[INSTRUCTIONS TO FOLLOW] Word for word, transcribe the lines below and drop the pictures.

+ + + + +

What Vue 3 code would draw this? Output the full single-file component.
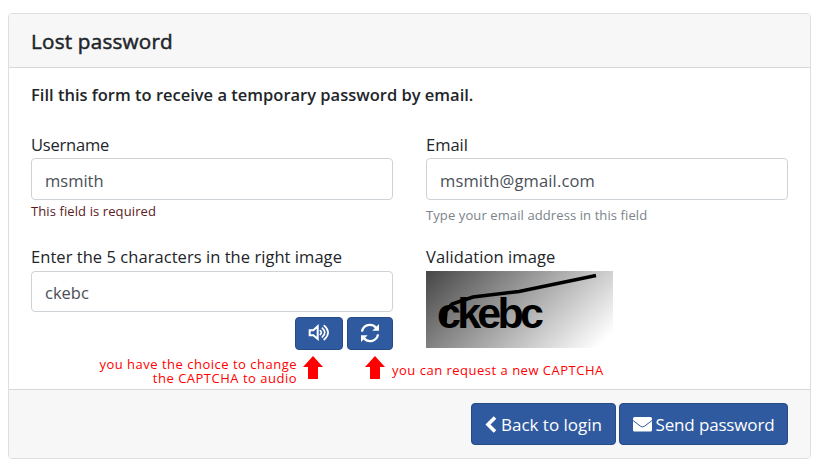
<script setup>
import { ref } from "vue";

const username = ref("msmith");
const email = ref("msmith@gmail.com");
const code = ref("ckebc");
</script>

<template>
  <form class="card" @submit.prevent>
    <header class="header">
      <h1 class="title">Lost password</h1>
    </header>

    <div class="body">
      <p class="intro">Fill this form to receive a temporary password by email.</p>

      <div class="row">
        <div class="field">
          <label class="label username" for="username">Username</label>
          <input id="username" v-model="username" class="input" type="text" />
          <small class="hint required">This field is required</small>
        </div>
        <div class="field">
          <label class="label" for="email">Email</label>
          <input id="email" v-model="email" class="input address" type="text" />
          <small class="hint muted">Type your email address in this field</small>
        </div>
      </div>

      <div class="row captcha">
        <div class="field">
          <label class="label code" for="code">Enter the 5 characters in the right image</label>
          <input id="code" v-model="code" class="input" type="text" />
          <div class="tools">
            <button class="btn small audio" type="button" aria-label="Audio">
              <svg width="22" height="18" viewBox="0 0 22 18" fill="none" stroke="#fff">
                <path d="M1.7 6.2h3.6L9.7 2.3v12.6L5.3 11.2H1.7z" stroke-width="2" />
                <path d="M12.3 6.7q2.2 1.9 0 3.8M14.3 4.2q5 4.4 0 8.8M16.2 1.7q7.8 6.9 0 13.8" stroke-width="1.7" stroke-linecap="round" />
              </svg>
            </button>
            <button class="btn small refresh" type="button" aria-label="Refresh">
              <svg width="20" height="20" viewBox="0 0 20 20">
                <path d="M2 8.7a8 8 0 0 1 14-4M18 11.3a8 8 0 0 1-14 4" fill="none" stroke="#fff" stroke-width="2.3" />
                <path d="M19 1v6.7h-6.7zM1 19v-6.7h6.7z" fill="#fff" />
              </svg>
            </button>
          </div>
        </div>
        <div class="field">
          <span class="label validation">Validation image</span>
          <svg class="picture" width="187" height="77" viewBox="0 0 187 77">
            <defs>
              <linearGradient id="shade" gradientUnits="userSpaceOnUse" x1="0" y1="0" x2="122" y2="125">
                <stop offset="0" stop-color="#464646" />
                <stop offset="1" stop-color="#fff" />
              </linearGradient>
            </defs>
            <rect width="187" height="77" fill="url(#shade)" />
            <text x="11" y="57" textLength="107">ckebc</text>
            <path d="M19 52L20 40L26 33L47 26L93 20.5L170 4.5" fill="none" stroke="#000" stroke-width="3.5" />
          </svg>
        </div>
      </div>

      <div class="notes">
        <p class="note left">you have the choice to change<br />the CAPTCHA to audio</p>
        <svg class="arrow" width="20" height="23" viewBox="0 0 20 23" fill="#f00"><path d="M10 0l10 11h-5v12H5V11H0z" /></svg>
        <svg class="arrow next" width="20" height="23" viewBox="0 0 20 23" fill="#f00"><path d="M10 0l10 11h-5v12H5V11H0z" /></svg>
        <p class="note right">you can request a new CAPTCHA</p>
      </div>
    </div>

    <footer class="footer">
      <button class="btn back" type="button">
        <svg width="12" height="17" viewBox="0 0 12 17" fill="none" stroke="#fff" stroke-width="3.6"><path d="M10 1.5L3 8.5l7 7" /></svg>
        <span>Back to login</span>
      </button>
      <button class="btn send" type="submit">
        <svg width="19" height="15" viewBox="0 0 19 15">
          <rect width="19" height="14.5" rx="1.5" fill="#fff" />
          <path d="M0 3.5l7.5 5.7q2 1.5 4 0L19 3.5" fill="none" stroke="#2f5aa0" />
        </svg>
        <span>Send password</span>
      </button>
    </footer>
  </form>
</template>

<style>
body {
  background: #fff;
}
</style>

<style scoped>
.card {
  box-sizing: border-box;
  width: 803px;
  height: 446px;
  margin: 13px 0 0 8px;
  display: flex;
  flex-direction: column;
  overflow: hidden;
  border: 1px solid #dedede;
  border-radius: 4px;
  color: #212529;
  font-family: "Open Sans", "Noto Sans", sans-serif;
  font-size: 16.5px;
}

.header {
  box-sizing: border-box;
  flex: 0 0 54px;
  padding: 12px 22px 0;
  border-bottom: 1px solid #d8d8d8;
  background: #f7f7f7;
}

.title,
.intro,
.note {
  margin: 0;
}

.title {
  font-size: 20.7px;
  font-weight: 400;
  letter-spacing: 0.2px;
  line-height: 30px;
  -webkit-text-stroke: 0.5px #212529;
}

.body {
  flex: 1;
  padding: 0 22px;
}

.intro {
  padding-top: 15px;
  font-weight: 600;
  line-height: 24px;
}

.row {
  display: grid;
  grid-template-columns: 362px 362px;
  column-gap: 33px;
  height: 113px;
  padding-top: 25px;
  box-sizing: border-box;
}

.row.captcha {
  padding-top: 24px;
}

.field {
  display: flex;
  flex-direction: column;
  align-items: flex-start;
}

.label {
  height: 26px;
  line-height: 26px;
  white-space: nowrap;
}

.username {
  letter-spacing: -0.2px;
}

.code {
  letter-spacing: 0.05px;
}

.validation {
  letter-spacing: 0.1px;
}

.captcha .label {
  height: 27px;
}

.input {
  box-sizing: border-box;
  flex: none;
  width: 100%;
  height: 42px;
  padding: 3px 13px 0;
  border: 1px solid #cdd2d7;
  border-radius: 4px;
  color: #495057;
  font: inherit;
}

.address {
  letter-spacing: 0.15px;
}

.captcha .input {
  height: 41px;
  padding-top: 2px;
}

.hint {
  font-size: 13px;
  letter-spacing: 0.1px;
  line-height: 18px;
  padding-top: 2px;
}

.required {
  color: #5a1a22;
}

.muted {
  padding-top: 6px;
  color: #7b838a;
}

.tools {
  display: flex;
  align-self: flex-end;
  gap: 4px;
  margin-top: 5px;
}

.btn {
  box-sizing: border-box;
  display: flex;
  align-items: center;
  justify-content: center;
  height: 42px;
  padding: 0;
  border: 1px solid #264b87;
  border-radius: 4px;
  background: #2f5aa0;
  color: #fff;
  font: inherit;
  font-size: 17px;
  white-space: nowrap;
}

.small {
  width: 46px;
  height: 33px;
}

.audio {
  width: 48px;
}

.small svg {
  margin-bottom: 2px;
}

.picture text {
  font: bold 43px "Liberation Sans", Arial, sans-serif;
}

.notes {
  display: flex;
  align-items: flex-start;
  padding-top: 23px;
}

.note {
  color: #f00;
  font-size: 13px;
  letter-spacing: 0.5px;
  line-height: 14px;
  white-space: nowrap;
}

.left {
  width: 266px;
  padding-top: 1px;
  text-align: right;
}

.arrow {
  margin-left: 6px;
}

.arrow.next {
  margin-left: 42px;
}

.right {
  padding: 7px 0 0 7px;
}

.footer {
  box-sizing: border-box;
  flex: 0 0 69px;
  display: flex;
  justify-content: flex-end;
  gap: 3px;
  padding: 13px 22px 0;
  border-top: 1px solid #d8d8d8;
  background: #f7f7f7;
}

.back {
  width: 145px;
  gap: 4px;
}

.send {
  width: 169px;
  gap: 4px;
}

.send span {
  letter-spacing: -0.15px;
}
</style>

+ + + + +

[FULL SOLUTION]
What Vue 3 code would draw this? Output the full single-file component.
<script setup>
import { ref } from "vue";

const username = ref("msmith");
const email = ref("msmith@gmail.com");
const code = ref("ckebc");
</script>

<template>
  <form class="card" @submit.prevent>
    <header class="header">
      <h1 class="title">Lost password</h1>
    </header>

    <div class="body">
      <p class="intro">Fill this form to receive a temporary password by email.</p>

      <div class="row">
        <div class="field">
          <label class="label username" for="username">Username</label>
          <input id="username" v-model="username" class="input" type="text" />
          <small class="hint required">This field is required</small>
        </div>
        <div class="field">
          <label class="label" for="email">Email</label>
          <input id="email" v-model="email" class="input address" type="text" />
          <small class="hint muted">Type your email address in this field</small>
        </div>
      </div>

      <div class="row captcha">
        <div class="field">
          <label class="label code" for="code">Enter the 5 characters in the right image</label>
          <input id="code" v-model="code" class="input" type="text" />
          <div class="tools">
            <button class="btn small audio" type="button" aria-label="Audio">
              <svg width="22" height="18" viewBox="0 0 22 18" fill="none" stroke="#fff">
                <path d="M1.7 6.2h3.6L9.7 2.3v12.6L5.3 11.2H1.7z" stroke-width="2" />
                <path d="M12.3 6.7q2.2 1.9 0 3.8M14.3 4.2q5 4.4 0 8.8M16.2 1.7q7.8 6.9 0 13.8" stroke-width="1.7" stroke-linecap="round" />
              </svg>
            </button>
            <button class="btn small refresh" type="button" aria-label="Refresh">
              <svg width="20" height="20" viewBox="0 0 20 20">
                <path d="M2 8.7a8 8 0 0 1 14-4M18 11.3a8 8 0 0 1-14 4" fill="none" stroke="#fff" stroke-width="2.3" />
                <path d="M19 1v6.7h-6.7zM1 19v-6.7h6.7z" fill="#fff" />
              </svg>
            </button>
          </div>
        </div>
        <div class="field">
          <span class="label validation">Validation image</span>
          <svg class="picture" width="187" height="77" viewBox="0 0 187 77">
            <defs>
              <linearGradient id="shade" gradientUnits="userSpaceOnUse" x1="0" y1="0" x2="122" y2="125">
                <stop offset="0" stop-color="#464646" />
                <stop offset="1" stop-color="#fff" />
              </linearGradient>
            </defs>
            <rect width="187" height="77" fill="url(#shade)" />
            <text x="11" y="57" textLength="107">ckebc</text>
            <path d="M19 52L20 40L26 33L47 26L93 20.5L170 4.5" fill="none" stroke="#000" stroke-width="3.5" />
          </svg>
        </div>
      </div>

      <div class="notes">
        <p class="note left">you have the choice to change<br />the CAPTCHA to audio</p>
        <svg class="arrow" width="20" height="23" viewBox="0 0 20 23" fill="#f00"><path d="M10 0l10 11h-5v12H5V11H0z" /></svg>
        <svg class="arrow next" width="20" height="23" viewBox="0 0 20 23" fill="#f00"><path d="M10 0l10 11h-5v12H5V11H0z" /></svg>
        <p class="note right">you can request a new CAPTCHA</p>
      </div>
    </div>

    <footer class="footer">
      <button class="btn back" type="button">
        <svg width="12" height="17" viewBox="0 0 12 17" fill="none" stroke="#fff" stroke-width="3.6"><path d="M10 1.5L3 8.5l7 7" /></svg>
        <span>Back to login</span>
      </button>
      <button class="btn send" type="submit">
        <svg width="19" height="15" viewBox="0 0 19 15">
          <rect width="19" height="14.5" rx="1.5" fill="#fff" />
          <path d="M0 3.5l7.5 5.7q2 1.5 4 0L19 3.5" fill="none" stroke="#2f5aa0" />
        </svg>
        <span>Send password</span>
      </button>
    </footer>
  </form>
</template>

<style>
body {
  background: #fff;
}
</style>

<style scoped>
.card {
  box-sizing: border-box;
  width: 803px;
  height: 446px;
  margin: 13px 0 0 8px;
  display: flex;
  flex-direction: column;
  overflow: hidden;
  border: 1px solid #dedede;
  border-radius: 4px;
  color: #212529;
  font-family: "Open Sans", "Noto Sans", sans-serif;
  font-size: 16.5px;
}

.header {
  box-sizing: border-box;
  flex: 0 0 54px;
  padding: 12px 22px 0;
  border-bottom: 1px solid #d8d8d8;
  background: #f7f7f7;
}

.title,
.intro,
.note {
  margin: 0;
}

.title {
  font-size: 20.7px;
  font-weight: 400;
  letter-spacing: 0.2px;
  line-height: 30px;
  -webkit-text-stroke: 0.5px #212529;
}

.body {
  flex: 1;
  padding: 0 22px;
}

.intro {
  padding-top: 15px;
  font-weight: 600;
  line-height: 24px;
}

.row {
  display: grid;
  grid-template-columns: 362px 362px;
  column-gap: 33px;
  height: 113px;
  padding-top: 25px;
  box-sizing: border-box;
}

.row.captcha {
  padding-top: 24px;
}

.field {
  display: flex;
  flex-direction: column;
  align-items: flex-start;
}

.label {
  height: 26px;
  line-height: 26px;
  white-space: nowrap;
}

.username {
  letter-spacing: -0.2px;
}

.code {
  letter-spacing: 0.05px;
}

.validation {
  letter-spacing: 0.1px;
}

.captcha .label {
  height: 27px;
}

.input {
  box-sizing: border-box;
  flex: none;
  width: 100%;
  height: 42px;
  padding: 3px 13px 0;
  border: 1px solid #cdd2d7;
  border-radius: 4px;
  color: #495057;
  font: inherit;
}

.address {
  letter-spacing: 0.15px;
}

.captcha .input {
  height: 41px;
  padding-top: 2px;
}

.hint {
  font-size: 13px;
  letter-spacing: 0.1px;
  line-height: 18px;
  padding-top: 2px;
}

.required {
  color: #5a1a22;
}

.muted {
  padding-top: 6px;
  color: #7b838a;
}

.tools {
  display: flex;
  align-self: flex-end;
  gap: 4px;
  margin-top: 5px;
}

.btn {
  box-sizing: border-box;
  display: flex;
  align-items: center;
  justify-content: center;
  height: 42px;
  padding: 0;
  border: 1px solid #264b87;
  border-radius: 4px;
  background: #2f5aa0;
  color: #fff;
  font: inherit;
  font-size: 17px;
  white-space: nowrap;
}

.small {
  width: 46px;
  height: 33px;
}

.audio {
  width: 48px;
}

.small svg {
  margin-bottom: 2px;
}

.picture text {
  font: bold 43px "Liberation Sans", Arial, sans-serif;
}

.notes {
  display: flex;
  align-items: flex-start;
  padding-top: 23px;
}

.note {
  color: #f00;
  font-size: 13px;
  letter-spacing: 0.5px;
  line-height: 14px;
  white-space: nowrap;
}

.left {
  width: 266px;
  padding-top: 1px;
  text-align: right;
}

.arrow {
  margin-left: 6px;
}

.arrow.next {
  margin-left: 42px;
}

.right {
  padding: 7px 0 0 7px;
}

.footer {
  box-sizing: border-box;
  flex: 0 0 69px;
  display: flex;
  justify-content: flex-end;
  gap: 3px;
  padding: 13px 22px 0;
  border-top: 1px solid #d8d8d8;
  background: #f7f7f7;
}

.back {
  width: 145px;
  gap: 4px;
}

.send {
  width: 169px;
  gap: 4px;
}

.send span {
  letter-spacing: -0.15px;
}
</style>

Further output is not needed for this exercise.